There is mention of a separate military vehicle registry:
> SVT has taken note of documents from the Armed Forces which show that data from the Swedish Military Vehicle Register were included in the data that the Transport Agency let technicians abroad who were not security-tested take care of. The Armed Forces now confirm on Friday afternoon to SVT News that parts of the registry are included in the data provided.
Good, though - I believe - the military registry (for vehicles) is not much an issue (at least not for individual privacy).
I mean, in normal "civil" register, you look for a license plate and find who owns the car, or viceversa you look for a name and check whether he/she owns a vehicle and find which one(s), in the "military" registry you look for a plate and find out that the owner is either the Army, the Aviation or the Marine (or similar) and that's it.
I guess that the most you can do with the military registry is to get to know how many vehicles per type are registered.
The "qualified protection identities" seem much more troublesome, but - I don't of course know anything about that - common sense tells me that they must be very few people, it seems - at least from the translation - like it is an "exceptional" measure, taken or a case by case basis, like for selected Police officer employed in particularly risky undercover operations and some really-really secret-secret service operators.
> Instead, the sensitive identities were pointed out and named in a second distribution with a request for all subscribers to remove these records themselves.

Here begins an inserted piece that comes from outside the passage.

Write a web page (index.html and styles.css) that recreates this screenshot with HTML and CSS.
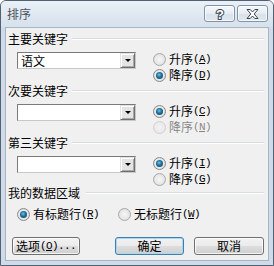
FILE: index.html
```html
<!DOCTYPE html>
<html lang="zh-CN">
<head>
<meta charset="utf-8">
<title>排序</title>
<link rel="stylesheet" href="styles.css">
</head>
<body>
<div class="window">
  <div class="titlebar">
    <span class="title">排序</span>
    <div class="tbtns">
      <span class="tbtn"><svg width="14" height="14" viewBox="0 0 14 14"><text x="7" y="12" text-anchor="middle" class="qmark">?</text></svg></span>
      <span class="tbtn"><svg width="13" height="10" viewBox="0 0 13 10"><polygon points="1,0.5 4.2,0.5 6.5,3 8.8,0.5 12,0.5 8.2,5 12,9.5 8.8,9.5 6.5,7 4.2,9.5 1,9.5 4.8,5" fill="#fff" stroke="#3a4552" stroke-width="1" stroke-linejoin="round"/></svg></span>
    </div>
  </div>
  <div class="client">
    <div class="group">
      <div class="hdr"><span>主要关键字</span><i class="rule"></i></div>
      <div class="row">
        <div class="combo"><span class="val">语文</span><span class="drop"><i class="tri"></i></span></div>
        <div class="radios">
          <div class="radio"><span class="dot"></span>升序<span class="k">(<u>A</u>)</span></div>
          <div class="radio on"><span class="dot"></span>降序<span class="k">(<u>D</u>)</span></div>
        </div>
      </div>
    </div>
    <div class="group">
      <div class="hdr"><span>次要关键字</span><i class="rule"></i></div>
      <div class="row">
        <div class="combo"><span class="val"></span><span class="drop"><i class="tri"></i></span></div>
        <div class="radios">
          <div class="radio on"><span class="dot"></span>升序<span class="k">(<u>C</u>)</span></div>
          <div class="radio faded"><span class="dot"></span>降序<span class="k">(<u>N</u>)</span></div>
        </div>
      </div>
    </div>
    <div class="group">
      <div class="hdr"><span>第三关键字</span><i class="rule"></i></div>
      <div class="row">
        <div class="combo"><span class="val"></span><span class="drop"><i class="tri"></i></span></div>
        <div class="radios">
          <div class="radio on"><span class="dot"></span>升序<span class="k">(<u>I</u>)</span></div>
          <div class="radio"><span class="dot"></span>降序<span class="k">(<u>G</u>)</span></div>
        </div>
      </div>
    </div>
    <div class="group last">
      <div class="hdr"><span>我的数据区域</span><i class="rule wide"></i></div>
      <div class="opts">
        <div class="radio on"><span class="dot"></span>有标题行<span class="k">(<u>R</u>)</span></div>
        <div class="radio second"><span class="dot"></span>无标题行<span class="k">(<u>W</u>)</span></div>
      </div>
    </div>
    <div class="buttons">
      <span class="btn options">选项<span class="k">(<u>O</u>)...</span></span>
      <span class="btn ok">确定</span>
      <span class="btn cancel">取消</span>
    </div>
  </div>
</div>
</body>
</html>
```
FILE: styles.css
```css
* { box-sizing: border-box; }
html, body { margin: 0; padding: 0; }
body {
  width: 274px;
  height: 266px;
  overflow: hidden;
  background: #ffffff;
  font-family: "Noto Sans CJK SC", "Liberation Sans", sans-serif;
  font-size: 12px;
  color: #000;
}
.window {
  width: 274px;
  height: 266px;
  display: flex;
  flex-direction: column;
  border: 1px solid #52606f;
  border-radius: 6px 6px 0 0;
  background: #cfdbe8;
  padding: 0 4px 4px;
}
.titlebar {
  height: 26px;
  flex: none;
  display: flex;
  justify-content: space-between;
  align-items: flex-start;
  margin: 0 -4px;
  padding: 0 5px 0 6px;
  border-radius: 5px 5px 0 0;
  background: linear-gradient(#eaf0f7, #d6e1ec);
}
.title {
  margin-top: 6px;
  line-height: 14px;
  color: #4a525c;
}
.tbtns {
  display: flex;
  gap: 2px;
  margin-top: 4px;
}
.tbtn {
  width: 31px;
  height: 17px;
  border: 1px solid #8193a6;
  border-radius: 3px;
  background: linear-gradient(#f7f9fb, #e6ecf2 50%, #d9e1ea 51%, #dfe7ef);
  box-shadow: inset 0 0 0 1px rgba(255,255,255,0.7);
  display: flex;
  align-items: center;
  justify-content: center;
}
.qmark {
  font-family: "Liberation Sans", sans-serif;
  font-weight: bold;
  font-size: 13px;
  fill: #fff;
  stroke: #3a4552;
  stroke-width: 2px;
  paint-order: stroke;
}
.client {
  flex: 1;
  background: #f0f0f0;
  border: 1px solid #a6b5c6;
  padding: 4px 4px 0 2px;
}
.group { margin-bottom: 1px; }
.group.last { margin-top: -2px; }
.hdr {
  display: flex;
  align-items: center;
  height: 14px;
  line-height: 14px;
}
.rule {
  flex: 1;
  height: 2px;
  margin-left: 4px;
  border-top: 1px solid #d7dde3;
  border-bottom: 1px solid #ffffff;
}
.rule.wide { margin-left: 6px; }
.row {
  display: flex;
  height: 32px;
  margin-top: 5px;
}
.combo {
  width: 119px;
  height: 17px;
  margin: 1px 0 0 9px;
  border: 1px solid #7a7a7a;
  border-right-color: #c8c8c8;
  border-bottom-color: #c8c8c8;
  background: #fff;
  display: flex;
  align-items: center;
  justify-content: space-between;
}
.val {
  padding-left: 3px;
  line-height: 14px;
}
.drop {
  width: 15px;
  height: 15px;
  border: 1px solid #e2e2e2;
  border-right-color: #6f6f6f;
  border-bottom-color: #6f6f6f;
  background: #e4e4e4;
  box-shadow: inset 1px 1px 0 #fff, inset -1px -1px 0 #a8a8a8;
  display: flex;
  align-items: center;
  justify-content: center;
}
.tri {
  width: 0;
  height: 0;
  border-left: 3px solid transparent;
  border-right: 3px solid transparent;
  border-top: 3px solid #000;
}
.radios {
  margin-left: 17px;
  display: flex;
  flex-direction: column;
}
.radio {
  display: flex;
  align-items: center;
  height: 16px;
  line-height: 14px;
  white-space: nowrap;
}
.dot {
  width: 13px;
  height: 13px;
  margin-right: 3px;
  border-radius: 50%;
  border: 1px solid #a9a9a9;
  background: radial-gradient(circle at 50% 50%, #f6f6f6 0, #e6e6e6 60%, #d2d2d2 100%);
  display: flex;
  align-items: center;
  justify-content: center;
}
.radio.on .dot {
  border-color: #8a8a8a;
}
.radio.on .dot::after {
  content: "";
  width: 7px;
  height: 7px;
  border-radius: 50%;
  background: radial-gradient(circle at 45% 40%, #6fc3e8 0, #1d6d98 45%, #173f5c 100%);
}
.radio.faded { opacity: 0.45; }
.k {
  font-family: "Liberation Mono", monospace;
  font-size: 11px;
  letter-spacing: -0.6px;
}
.opts {
  display: flex;
  height: 16px;
  margin-top: 6px;
  padding-left: 9px;
}
.radio.second { margin-left: 19px; }
.buttons {
  display: flex;
  margin-top: 15px;
}
.btn {
  height: 18px;
  border: 1px solid #707070;
  border-radius: 3px;
  background: linear-gradient(#f2f2f2, #ebebeb 50%, #dddddd 51%, #cfcfcf);
  box-shadow: inset 0 0 0 1px rgba(255,255,255,0.75);
  display: flex;
  align-items: center;
  justify-content: center;
  line-height: 14px;
}
.btn.options {
  width: 68px;
  margin-left: 4px;
  justify-content: flex-start;
  padding-left: 3px;
}
.btn.ok {
  width: 69px;
  margin-left: 35px;
  border-color: #3c7fb1;
  box-shadow: inset 0 0 0 1px #a9d8f2;
}
.btn.cancel {
  width: 70px;
  margin-left: 10px;
}
```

This took place in open cleartext e-mail.
You could diff those lists and you would know which names disappeared, but you wouldn't know WHY. They could have thought of some excuse like: "we mixed in fake, test data" or "we forgot to remove some recently deceased people", not just say "you need to remove those records because they are top secret" :)
Remember this. I expect every piece of data given out to the government or to private organizations to sit in the databases of every major intelligence agency, and will not be surprise if it's all exposed to the public domain through data aggregation companies in near future.